GIVEN INSTRUCTION → From the listing below, pick out each line with the word "this".

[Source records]
━━━━━━━━

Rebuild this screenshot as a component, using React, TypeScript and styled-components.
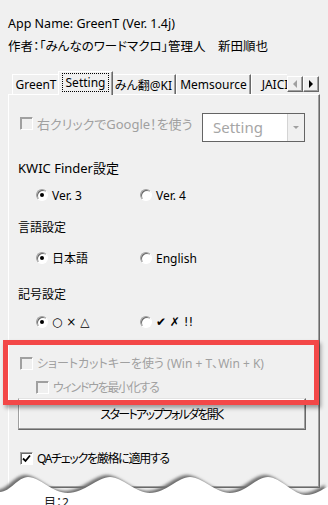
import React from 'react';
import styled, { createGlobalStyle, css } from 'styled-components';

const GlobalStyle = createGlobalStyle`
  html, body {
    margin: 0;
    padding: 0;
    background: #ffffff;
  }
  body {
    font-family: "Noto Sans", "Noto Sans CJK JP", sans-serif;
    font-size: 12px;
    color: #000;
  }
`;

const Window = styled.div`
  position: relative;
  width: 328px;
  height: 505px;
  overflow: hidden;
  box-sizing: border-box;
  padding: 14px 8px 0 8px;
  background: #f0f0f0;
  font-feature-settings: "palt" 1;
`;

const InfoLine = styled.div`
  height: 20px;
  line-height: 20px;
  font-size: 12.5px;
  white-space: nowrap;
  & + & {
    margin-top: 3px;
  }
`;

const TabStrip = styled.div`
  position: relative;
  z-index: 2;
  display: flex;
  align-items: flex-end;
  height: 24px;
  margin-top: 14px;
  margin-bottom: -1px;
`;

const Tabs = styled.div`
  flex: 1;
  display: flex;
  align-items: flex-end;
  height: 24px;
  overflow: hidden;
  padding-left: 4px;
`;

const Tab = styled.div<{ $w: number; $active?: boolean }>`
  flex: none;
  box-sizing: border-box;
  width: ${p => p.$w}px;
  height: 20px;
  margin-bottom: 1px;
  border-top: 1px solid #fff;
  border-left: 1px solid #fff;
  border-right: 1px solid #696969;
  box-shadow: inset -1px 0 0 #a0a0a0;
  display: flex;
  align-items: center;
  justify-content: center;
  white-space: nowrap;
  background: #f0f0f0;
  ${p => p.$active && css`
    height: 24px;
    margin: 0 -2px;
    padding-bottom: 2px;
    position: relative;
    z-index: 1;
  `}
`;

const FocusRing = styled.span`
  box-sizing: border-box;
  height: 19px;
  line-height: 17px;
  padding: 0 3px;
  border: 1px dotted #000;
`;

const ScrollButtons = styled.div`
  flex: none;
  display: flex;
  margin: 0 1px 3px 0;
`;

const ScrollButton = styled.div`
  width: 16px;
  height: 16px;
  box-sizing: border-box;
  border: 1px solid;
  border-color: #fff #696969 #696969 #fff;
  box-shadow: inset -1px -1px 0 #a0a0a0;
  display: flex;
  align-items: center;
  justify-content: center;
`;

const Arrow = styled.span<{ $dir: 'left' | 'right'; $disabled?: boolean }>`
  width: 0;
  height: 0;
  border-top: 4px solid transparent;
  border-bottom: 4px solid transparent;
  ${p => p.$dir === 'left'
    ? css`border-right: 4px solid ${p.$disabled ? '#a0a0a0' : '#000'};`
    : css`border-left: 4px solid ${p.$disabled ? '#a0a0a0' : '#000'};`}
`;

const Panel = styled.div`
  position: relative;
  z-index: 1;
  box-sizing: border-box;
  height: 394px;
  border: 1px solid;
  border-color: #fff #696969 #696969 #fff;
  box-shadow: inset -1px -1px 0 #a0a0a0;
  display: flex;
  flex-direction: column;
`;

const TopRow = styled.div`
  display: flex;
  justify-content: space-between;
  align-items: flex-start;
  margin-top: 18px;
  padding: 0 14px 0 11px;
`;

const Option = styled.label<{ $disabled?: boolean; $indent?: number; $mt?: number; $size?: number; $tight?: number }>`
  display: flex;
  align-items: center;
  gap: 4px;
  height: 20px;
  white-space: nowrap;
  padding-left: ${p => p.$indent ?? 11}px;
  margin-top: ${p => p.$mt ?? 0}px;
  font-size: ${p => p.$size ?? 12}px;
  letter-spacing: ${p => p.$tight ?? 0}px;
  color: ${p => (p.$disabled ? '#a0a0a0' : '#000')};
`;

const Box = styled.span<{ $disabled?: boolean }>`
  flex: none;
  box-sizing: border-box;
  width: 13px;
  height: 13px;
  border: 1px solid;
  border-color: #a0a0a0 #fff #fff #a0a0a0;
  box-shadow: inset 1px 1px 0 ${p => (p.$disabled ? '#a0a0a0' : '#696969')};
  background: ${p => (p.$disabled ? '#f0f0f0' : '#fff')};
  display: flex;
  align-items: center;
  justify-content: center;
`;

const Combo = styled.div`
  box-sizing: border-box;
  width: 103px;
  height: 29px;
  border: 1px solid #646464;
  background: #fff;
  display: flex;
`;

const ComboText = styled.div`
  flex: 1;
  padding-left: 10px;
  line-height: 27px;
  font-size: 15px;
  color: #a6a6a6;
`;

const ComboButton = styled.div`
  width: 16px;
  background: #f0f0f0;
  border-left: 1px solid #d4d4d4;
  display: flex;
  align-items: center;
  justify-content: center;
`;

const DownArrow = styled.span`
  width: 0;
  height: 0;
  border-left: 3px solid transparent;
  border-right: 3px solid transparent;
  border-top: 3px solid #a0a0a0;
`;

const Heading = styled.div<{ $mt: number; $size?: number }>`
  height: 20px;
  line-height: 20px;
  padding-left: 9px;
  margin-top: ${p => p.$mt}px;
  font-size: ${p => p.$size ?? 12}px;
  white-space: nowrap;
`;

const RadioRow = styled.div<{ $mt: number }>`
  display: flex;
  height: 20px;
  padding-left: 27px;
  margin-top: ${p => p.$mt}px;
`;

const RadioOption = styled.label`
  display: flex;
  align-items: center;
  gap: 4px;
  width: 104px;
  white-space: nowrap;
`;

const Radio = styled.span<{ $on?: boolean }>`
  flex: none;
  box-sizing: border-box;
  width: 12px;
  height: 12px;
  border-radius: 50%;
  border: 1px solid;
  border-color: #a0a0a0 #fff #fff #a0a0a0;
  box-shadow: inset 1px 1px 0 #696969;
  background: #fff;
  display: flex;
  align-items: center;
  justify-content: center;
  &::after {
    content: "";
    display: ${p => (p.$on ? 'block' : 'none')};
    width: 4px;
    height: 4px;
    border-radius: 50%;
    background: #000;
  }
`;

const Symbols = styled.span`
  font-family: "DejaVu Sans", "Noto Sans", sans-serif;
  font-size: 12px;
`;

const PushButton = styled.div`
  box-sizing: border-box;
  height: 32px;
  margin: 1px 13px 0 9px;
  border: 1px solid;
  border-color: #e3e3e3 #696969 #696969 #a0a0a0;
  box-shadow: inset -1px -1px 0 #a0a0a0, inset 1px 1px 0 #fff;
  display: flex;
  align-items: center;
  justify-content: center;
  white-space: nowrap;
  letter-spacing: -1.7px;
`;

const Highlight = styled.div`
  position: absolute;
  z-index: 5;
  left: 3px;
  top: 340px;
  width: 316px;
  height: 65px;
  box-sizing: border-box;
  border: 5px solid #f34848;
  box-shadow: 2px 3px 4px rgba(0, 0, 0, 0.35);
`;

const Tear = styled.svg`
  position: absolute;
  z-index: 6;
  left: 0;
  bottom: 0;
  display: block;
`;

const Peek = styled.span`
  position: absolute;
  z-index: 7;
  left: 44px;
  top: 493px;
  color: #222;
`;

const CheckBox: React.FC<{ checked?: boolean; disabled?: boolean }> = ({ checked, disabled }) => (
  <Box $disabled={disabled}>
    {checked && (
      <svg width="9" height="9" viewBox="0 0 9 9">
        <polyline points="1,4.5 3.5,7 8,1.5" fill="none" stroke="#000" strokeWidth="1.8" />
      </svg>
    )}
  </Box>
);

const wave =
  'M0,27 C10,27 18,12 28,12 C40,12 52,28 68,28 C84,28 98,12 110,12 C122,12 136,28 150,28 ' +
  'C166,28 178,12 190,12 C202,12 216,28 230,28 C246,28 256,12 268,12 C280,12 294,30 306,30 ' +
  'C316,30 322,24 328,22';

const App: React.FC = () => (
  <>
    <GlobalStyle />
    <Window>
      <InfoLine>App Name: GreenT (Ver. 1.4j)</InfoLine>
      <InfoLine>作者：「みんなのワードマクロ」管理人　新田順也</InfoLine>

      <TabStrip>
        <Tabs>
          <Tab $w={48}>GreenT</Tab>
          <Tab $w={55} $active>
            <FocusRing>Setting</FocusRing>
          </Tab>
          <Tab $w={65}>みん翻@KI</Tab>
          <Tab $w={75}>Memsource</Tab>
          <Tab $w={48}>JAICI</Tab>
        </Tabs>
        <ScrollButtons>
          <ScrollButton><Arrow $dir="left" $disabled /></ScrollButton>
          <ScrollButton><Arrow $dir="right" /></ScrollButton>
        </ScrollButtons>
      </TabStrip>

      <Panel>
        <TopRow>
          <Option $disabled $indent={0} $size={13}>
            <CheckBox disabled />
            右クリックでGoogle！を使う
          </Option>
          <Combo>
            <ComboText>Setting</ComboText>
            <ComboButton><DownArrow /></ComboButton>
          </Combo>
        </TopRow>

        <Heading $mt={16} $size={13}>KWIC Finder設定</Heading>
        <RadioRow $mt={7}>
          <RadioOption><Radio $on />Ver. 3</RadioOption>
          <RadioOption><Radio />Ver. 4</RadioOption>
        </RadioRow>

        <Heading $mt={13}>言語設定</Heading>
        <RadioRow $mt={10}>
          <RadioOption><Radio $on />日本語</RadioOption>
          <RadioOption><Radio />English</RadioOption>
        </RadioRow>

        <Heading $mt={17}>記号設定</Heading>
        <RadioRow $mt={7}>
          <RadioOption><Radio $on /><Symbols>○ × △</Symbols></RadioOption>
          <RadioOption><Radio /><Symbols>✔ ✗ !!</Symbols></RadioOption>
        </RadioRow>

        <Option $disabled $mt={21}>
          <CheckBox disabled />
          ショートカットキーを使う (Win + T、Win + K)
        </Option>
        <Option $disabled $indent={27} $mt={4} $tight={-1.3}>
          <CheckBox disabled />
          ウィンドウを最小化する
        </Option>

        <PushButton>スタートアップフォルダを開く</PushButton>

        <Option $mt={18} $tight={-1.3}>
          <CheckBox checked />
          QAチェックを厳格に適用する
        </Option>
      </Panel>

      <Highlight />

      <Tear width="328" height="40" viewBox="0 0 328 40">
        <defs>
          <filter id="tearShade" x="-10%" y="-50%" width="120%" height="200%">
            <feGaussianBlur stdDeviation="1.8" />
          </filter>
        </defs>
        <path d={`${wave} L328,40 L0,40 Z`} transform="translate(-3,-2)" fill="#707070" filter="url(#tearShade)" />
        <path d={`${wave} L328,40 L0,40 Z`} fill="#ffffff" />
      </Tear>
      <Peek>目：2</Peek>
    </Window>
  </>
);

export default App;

━━━━━━━━

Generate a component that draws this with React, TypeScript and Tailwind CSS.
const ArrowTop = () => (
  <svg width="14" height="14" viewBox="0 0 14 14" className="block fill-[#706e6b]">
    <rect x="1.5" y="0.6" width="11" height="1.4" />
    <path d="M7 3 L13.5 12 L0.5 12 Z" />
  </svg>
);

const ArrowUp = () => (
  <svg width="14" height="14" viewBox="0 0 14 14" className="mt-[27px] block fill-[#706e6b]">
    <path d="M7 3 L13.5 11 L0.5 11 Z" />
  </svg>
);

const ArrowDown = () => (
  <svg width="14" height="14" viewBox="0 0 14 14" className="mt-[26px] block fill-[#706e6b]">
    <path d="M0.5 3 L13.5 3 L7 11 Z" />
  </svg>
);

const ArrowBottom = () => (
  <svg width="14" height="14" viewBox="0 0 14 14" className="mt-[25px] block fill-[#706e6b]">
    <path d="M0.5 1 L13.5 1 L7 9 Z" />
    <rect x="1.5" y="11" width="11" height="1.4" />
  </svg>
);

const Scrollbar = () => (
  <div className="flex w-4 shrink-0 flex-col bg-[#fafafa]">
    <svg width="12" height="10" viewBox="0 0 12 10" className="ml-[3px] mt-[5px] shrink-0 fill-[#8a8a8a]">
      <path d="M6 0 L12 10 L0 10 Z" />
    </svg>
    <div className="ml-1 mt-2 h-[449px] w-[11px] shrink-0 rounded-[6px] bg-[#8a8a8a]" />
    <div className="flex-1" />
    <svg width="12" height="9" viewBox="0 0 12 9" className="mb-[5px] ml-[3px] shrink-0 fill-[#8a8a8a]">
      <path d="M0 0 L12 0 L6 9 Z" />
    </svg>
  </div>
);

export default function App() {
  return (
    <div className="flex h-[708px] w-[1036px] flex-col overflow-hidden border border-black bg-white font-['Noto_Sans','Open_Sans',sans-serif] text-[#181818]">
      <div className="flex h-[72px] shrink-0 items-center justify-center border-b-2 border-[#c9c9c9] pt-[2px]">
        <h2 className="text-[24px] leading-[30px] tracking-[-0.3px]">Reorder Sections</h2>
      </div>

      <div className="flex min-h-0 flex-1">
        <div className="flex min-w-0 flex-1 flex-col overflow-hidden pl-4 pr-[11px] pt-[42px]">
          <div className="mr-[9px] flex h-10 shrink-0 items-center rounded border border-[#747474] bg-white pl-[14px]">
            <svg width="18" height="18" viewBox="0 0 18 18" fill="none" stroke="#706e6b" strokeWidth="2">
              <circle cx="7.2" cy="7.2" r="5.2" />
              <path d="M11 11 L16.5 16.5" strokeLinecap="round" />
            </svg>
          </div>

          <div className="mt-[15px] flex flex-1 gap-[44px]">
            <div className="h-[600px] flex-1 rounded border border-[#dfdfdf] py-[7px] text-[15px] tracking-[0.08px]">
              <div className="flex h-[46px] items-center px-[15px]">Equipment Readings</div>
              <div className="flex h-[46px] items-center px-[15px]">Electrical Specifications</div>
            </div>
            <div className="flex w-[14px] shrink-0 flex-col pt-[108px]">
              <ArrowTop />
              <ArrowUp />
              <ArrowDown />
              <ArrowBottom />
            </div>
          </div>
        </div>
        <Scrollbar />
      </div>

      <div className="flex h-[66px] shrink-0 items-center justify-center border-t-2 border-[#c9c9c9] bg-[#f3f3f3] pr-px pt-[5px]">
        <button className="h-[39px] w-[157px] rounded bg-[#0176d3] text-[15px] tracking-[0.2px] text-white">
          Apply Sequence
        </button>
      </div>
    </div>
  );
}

━━━━━━━━

IN RESPONSE →
Rebuild this screenshot as a component, using React, TypeScript and styled-components.
Generate a component that draws this with React, TypeScript and Tailwind CSS.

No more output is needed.